Harry swallowed. He could still taste bile in his mouth.
“Better we forget, you understand?” said Octavio.
“Yeah, I get you.”
Octavio gestured to the bar, pointing out the bottle of brandy on the top shelf. Harry took the bottle and poured the alcohol into a highball glass. He figured that Octavio didn’t need a snifter, not this time. The Mexican put a twenty on the bar.
“You need one too,” he said.
Harry poured himself a glass, keeping his hand heavy.
“There was a girl,” said Octavio. “Not local. Black Mexican.”
“I remember,” said Harry. “She was here tonight. She’s new. Figured her for one of yours.”
“She won’t be back,” said Octavio.
Harry lifted the glass to his lips, but found that he couldn’t drink. The taste of bile was returning. Vera, that was the girl’s name, or the name she had given when Harry had asked. Few of these women used their real name for business. He’d spoken to her once or twice, just in passing. He’d seen her maybe three times in all, but no more than that. She’d seemed pretty nice, for a whore.
“Okay,” said Harry.
“Okay,” said Octavio.
And, like that, the girl was gone.
There were only three rooms occupied at the Spyhole Motel. In the first room, a young couple on a road trip to Mexico were bickering, still argumentative after a long, uncomfortable journey. Soon they would descend into uneasy, prickly silence, until the boy made the first move toward reconciliation, heading out into the desert night and returning with sodas from the machine by the office. He would place one of the cans against the small of the girl’s back, and she would react with a shiver. He would kiss her, and tell her that he was sorry. She would kiss him back. They would drink, and soon the heat and the arguments would appear to be forgotten.

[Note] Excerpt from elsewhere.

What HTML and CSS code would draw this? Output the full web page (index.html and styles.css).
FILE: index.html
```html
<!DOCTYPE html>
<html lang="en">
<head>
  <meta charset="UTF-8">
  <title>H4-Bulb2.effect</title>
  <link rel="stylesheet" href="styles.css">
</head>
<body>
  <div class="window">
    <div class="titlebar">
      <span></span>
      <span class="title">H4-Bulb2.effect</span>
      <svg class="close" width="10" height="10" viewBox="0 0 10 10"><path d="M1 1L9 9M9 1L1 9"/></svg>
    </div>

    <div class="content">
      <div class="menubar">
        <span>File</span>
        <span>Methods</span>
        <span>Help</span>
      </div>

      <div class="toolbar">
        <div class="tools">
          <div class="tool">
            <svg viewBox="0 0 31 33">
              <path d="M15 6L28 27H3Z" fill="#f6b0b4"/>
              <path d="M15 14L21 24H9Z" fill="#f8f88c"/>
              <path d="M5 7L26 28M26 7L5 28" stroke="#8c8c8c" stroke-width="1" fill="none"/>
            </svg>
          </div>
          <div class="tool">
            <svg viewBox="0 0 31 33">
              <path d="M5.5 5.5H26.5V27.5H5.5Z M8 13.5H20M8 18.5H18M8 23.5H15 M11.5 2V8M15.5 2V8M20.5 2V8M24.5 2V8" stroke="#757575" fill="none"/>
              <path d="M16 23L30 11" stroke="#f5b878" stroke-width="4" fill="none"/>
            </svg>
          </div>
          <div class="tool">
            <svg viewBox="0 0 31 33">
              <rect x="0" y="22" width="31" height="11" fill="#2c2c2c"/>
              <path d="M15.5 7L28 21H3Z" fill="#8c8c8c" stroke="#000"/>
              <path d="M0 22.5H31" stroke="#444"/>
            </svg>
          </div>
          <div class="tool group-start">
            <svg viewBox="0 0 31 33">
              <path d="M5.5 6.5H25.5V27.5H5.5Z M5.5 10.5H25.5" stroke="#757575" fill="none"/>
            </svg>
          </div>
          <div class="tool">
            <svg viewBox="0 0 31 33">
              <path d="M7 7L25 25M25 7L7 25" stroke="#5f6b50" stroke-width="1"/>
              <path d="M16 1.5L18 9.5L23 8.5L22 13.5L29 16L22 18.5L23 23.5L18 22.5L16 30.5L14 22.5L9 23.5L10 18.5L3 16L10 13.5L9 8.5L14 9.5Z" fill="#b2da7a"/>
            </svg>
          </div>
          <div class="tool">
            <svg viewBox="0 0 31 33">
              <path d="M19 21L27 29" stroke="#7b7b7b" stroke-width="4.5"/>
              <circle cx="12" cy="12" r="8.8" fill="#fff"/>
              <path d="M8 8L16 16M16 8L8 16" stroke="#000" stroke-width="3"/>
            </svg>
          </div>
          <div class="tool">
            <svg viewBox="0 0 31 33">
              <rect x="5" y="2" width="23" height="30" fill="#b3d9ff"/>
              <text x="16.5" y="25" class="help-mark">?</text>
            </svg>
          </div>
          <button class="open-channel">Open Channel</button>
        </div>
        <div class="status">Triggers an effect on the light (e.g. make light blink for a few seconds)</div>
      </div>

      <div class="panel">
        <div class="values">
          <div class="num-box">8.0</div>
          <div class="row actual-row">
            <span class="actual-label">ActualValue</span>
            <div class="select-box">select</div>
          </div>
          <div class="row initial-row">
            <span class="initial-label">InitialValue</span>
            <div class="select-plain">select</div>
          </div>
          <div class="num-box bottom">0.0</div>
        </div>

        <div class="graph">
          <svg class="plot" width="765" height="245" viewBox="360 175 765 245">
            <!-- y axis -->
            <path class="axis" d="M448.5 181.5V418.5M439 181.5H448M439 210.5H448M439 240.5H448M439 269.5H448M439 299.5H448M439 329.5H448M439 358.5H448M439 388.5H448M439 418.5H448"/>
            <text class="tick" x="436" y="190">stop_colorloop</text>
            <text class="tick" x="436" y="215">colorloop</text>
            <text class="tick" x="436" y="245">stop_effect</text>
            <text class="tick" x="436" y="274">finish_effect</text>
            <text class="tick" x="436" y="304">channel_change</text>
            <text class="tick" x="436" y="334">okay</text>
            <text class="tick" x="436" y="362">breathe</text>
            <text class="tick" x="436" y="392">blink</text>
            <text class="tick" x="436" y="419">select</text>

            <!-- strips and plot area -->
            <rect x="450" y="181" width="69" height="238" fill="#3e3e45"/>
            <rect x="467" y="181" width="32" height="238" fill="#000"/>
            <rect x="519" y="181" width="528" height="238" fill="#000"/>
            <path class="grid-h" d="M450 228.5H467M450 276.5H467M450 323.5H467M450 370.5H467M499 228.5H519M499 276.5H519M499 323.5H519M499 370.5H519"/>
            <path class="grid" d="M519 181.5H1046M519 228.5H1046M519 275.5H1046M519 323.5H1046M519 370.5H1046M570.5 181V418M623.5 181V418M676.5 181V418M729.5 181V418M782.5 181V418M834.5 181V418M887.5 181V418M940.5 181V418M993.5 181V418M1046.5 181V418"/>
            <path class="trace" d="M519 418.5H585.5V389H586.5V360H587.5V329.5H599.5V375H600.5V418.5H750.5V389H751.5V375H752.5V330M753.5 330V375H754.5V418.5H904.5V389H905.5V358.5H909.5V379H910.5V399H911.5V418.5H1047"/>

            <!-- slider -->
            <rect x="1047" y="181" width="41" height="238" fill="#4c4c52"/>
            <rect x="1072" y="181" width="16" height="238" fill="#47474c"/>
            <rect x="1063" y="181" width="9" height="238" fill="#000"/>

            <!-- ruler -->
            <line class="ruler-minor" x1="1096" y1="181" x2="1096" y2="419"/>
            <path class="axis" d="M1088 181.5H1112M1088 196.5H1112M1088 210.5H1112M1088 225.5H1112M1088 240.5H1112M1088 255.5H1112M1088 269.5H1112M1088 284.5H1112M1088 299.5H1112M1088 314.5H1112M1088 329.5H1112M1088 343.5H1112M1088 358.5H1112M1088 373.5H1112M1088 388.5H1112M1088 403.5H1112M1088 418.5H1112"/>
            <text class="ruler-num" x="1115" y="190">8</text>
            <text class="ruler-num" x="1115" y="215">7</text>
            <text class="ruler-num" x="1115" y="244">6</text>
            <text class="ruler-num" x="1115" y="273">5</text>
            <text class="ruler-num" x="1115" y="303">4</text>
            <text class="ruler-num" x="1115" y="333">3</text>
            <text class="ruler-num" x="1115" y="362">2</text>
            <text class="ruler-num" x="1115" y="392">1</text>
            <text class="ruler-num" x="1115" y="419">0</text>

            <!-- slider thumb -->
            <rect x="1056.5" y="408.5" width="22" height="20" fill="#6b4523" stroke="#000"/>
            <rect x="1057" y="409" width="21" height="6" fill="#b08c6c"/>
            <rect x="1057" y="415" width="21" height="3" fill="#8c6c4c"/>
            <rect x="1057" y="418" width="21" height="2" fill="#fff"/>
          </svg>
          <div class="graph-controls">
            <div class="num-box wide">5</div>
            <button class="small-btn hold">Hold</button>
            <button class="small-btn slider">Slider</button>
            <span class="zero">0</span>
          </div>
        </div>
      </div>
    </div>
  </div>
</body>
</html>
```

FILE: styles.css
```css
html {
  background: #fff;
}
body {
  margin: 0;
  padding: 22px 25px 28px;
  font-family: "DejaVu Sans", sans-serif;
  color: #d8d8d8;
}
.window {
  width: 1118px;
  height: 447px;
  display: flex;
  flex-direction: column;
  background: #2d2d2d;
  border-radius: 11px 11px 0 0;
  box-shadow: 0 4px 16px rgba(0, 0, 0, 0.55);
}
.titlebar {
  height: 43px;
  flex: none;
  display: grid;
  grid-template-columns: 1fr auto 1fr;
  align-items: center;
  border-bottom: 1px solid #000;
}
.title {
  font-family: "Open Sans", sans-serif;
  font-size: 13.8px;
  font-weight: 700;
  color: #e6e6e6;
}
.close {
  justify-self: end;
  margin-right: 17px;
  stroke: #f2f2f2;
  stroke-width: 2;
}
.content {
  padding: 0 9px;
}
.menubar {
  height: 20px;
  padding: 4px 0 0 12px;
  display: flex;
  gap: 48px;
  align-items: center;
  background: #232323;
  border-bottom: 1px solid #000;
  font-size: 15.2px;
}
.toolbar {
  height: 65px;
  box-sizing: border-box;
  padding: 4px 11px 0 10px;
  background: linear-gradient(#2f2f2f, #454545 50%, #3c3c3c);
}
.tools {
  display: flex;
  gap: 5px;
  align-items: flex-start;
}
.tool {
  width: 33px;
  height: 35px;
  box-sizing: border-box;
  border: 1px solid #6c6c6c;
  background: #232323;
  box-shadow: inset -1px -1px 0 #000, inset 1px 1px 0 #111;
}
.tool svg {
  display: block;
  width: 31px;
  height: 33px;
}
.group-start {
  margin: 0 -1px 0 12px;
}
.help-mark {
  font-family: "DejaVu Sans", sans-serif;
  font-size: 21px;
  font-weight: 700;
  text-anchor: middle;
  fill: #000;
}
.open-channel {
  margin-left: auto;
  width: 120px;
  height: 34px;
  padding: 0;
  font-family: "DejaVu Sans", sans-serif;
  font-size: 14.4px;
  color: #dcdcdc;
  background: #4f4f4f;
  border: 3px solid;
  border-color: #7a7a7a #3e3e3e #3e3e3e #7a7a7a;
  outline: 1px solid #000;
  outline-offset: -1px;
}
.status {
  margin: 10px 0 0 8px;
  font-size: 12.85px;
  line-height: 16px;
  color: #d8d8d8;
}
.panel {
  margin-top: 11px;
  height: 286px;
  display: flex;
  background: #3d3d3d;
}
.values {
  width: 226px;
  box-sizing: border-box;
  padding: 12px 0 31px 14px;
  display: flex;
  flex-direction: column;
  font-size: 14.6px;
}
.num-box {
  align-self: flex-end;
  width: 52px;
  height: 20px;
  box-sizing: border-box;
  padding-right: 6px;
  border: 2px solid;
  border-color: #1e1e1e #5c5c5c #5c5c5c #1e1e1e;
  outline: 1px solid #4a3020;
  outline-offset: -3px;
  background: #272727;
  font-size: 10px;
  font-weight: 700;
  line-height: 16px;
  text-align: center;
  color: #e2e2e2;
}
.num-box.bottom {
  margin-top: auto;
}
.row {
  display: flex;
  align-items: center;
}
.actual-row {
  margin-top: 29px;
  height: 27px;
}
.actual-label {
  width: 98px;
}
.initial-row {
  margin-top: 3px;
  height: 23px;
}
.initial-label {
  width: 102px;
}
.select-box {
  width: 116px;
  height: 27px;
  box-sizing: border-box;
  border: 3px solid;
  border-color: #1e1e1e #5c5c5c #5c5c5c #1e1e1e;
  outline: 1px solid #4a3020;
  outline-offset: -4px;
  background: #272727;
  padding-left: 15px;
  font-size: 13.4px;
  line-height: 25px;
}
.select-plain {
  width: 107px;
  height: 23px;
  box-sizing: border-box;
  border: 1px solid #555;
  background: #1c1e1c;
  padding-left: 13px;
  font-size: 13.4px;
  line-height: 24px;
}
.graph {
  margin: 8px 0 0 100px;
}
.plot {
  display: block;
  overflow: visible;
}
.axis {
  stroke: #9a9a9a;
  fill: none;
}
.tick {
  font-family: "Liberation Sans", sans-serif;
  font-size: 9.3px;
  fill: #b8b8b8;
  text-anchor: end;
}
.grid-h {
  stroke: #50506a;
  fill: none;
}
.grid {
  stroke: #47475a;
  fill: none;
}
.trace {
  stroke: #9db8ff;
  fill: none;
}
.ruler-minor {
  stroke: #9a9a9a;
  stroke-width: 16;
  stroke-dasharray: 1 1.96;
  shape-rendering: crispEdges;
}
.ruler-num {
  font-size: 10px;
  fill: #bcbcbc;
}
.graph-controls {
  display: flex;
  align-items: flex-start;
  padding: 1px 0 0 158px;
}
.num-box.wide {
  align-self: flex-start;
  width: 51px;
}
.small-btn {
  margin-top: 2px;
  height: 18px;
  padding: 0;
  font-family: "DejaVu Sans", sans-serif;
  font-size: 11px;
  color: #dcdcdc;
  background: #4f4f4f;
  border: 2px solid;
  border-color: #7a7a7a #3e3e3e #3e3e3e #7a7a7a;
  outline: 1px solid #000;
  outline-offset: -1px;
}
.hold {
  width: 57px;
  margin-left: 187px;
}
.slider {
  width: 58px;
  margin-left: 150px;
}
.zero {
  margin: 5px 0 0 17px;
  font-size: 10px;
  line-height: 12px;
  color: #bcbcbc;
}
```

In the next room, a man sat in his vest upon a bed, watching a Mexican game show. He had paid for his room in cash. He could have stayed in Yuma, for he had business there in the morning, but his face was known, and he disliked staying in the city for longer than he had to. Instead, he sat in the remote motel and watched couples hug each other as they won prizes worth less than the money in his wallet.
The last room on this block of the motel was taken by another solo traveler. She was young, barely into her twenties, and she was running. They called her Vera in Harry’s Best Rest, but those who were seeking her knew her as Sereta. Neither name was real, but it no longer mattered to her what she was called. She had no family now, or none that cared. In the beginning, she had sent money home to her mother in Ciudad Juarez, supplementing the meager income she gleaned from her work in one of the big maquiladoras on Avenida Tecnologico. Sereta and her older sister Josefina had worked there too, until that November day when everything changed for them.

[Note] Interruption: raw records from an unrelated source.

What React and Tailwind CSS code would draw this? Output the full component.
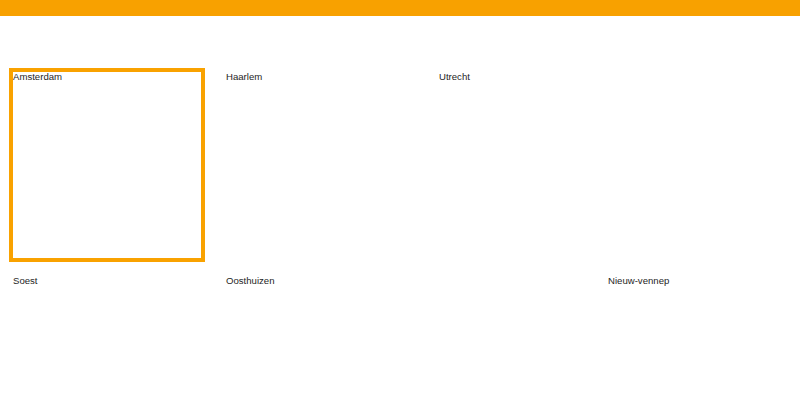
import React from "react";

const cities = [
  { name: "Amsterdam", active: true },
  { name: "Haarlem" },
  { name: "Utrecht" },
];

const secondRow = [{ name: "Soest" }, { name: "Oosthuizen" }];

const Tile = ({ name, active }) => (
  <div
    className={`w-[196px] h-[194px] border-4 ${
      active ? "border-[#f9a200]" : "border-transparent"
    }`}
  >
    <span className="block text-[9.6px] leading-[9px] text-[#1e1e1e]">{name}</span>
  </div>
);

export default function App() {
  return (
    <div
      className="w-[800px] h-[403px] bg-white overflow-hidden"
      style={{ fontFamily: '"Liberation Sans", Arial, sans-serif' }}
    >
      <div className="h-4 bg-[#f8a100]" />
      <div className="pt-[52px] pl-[9px]">
        <div className="flex gap-[17px]">
          {cities.map((c) => (
            <Tile key={c.name} {...c} />
          ))}
        </div>
        <div className="flex gap-[17px] mt-[10px]">
          {secondRow.map((c) => (
            <Tile key={c.name} {...c} />
          ))}
          <div className="ml-auto">
            <Tile name="Nieuw-vennep" />
          </div>
        </div>
      </div>
    </div>
  );
}
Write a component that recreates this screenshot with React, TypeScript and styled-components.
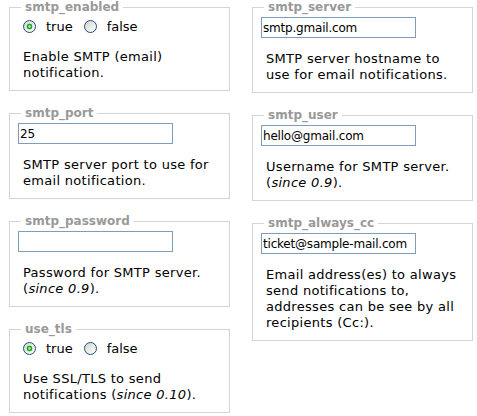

When she called home Sereta would tell Lilia, her mother, that she was working as a waitress in New York. Lilia did not question her, even though she knew that her daughter, before she left for the north, had frequently been seen leaving the gated communities of the Campestre Juarez, where the wealthy Americans lived, and the only local women admitted to such places were servants and whores. Then, in November 2001, the body of Sereta’s sister Josefina was one of eight found in an overgrown cotton field near the Sitio Colosio Valle mall. The bodies were badly mutilated, and the protests of the poor increased in volume, for these were not the first young women to die in this place, and there were stories told of wealthy men behind barred gates who had now added killing for pleasure to their list of recreations. Sereta’s mother told her to leave and not to come back. She never mentioned the Campestre Juarez to her daughter, and the rich men in their black cars, but she knew.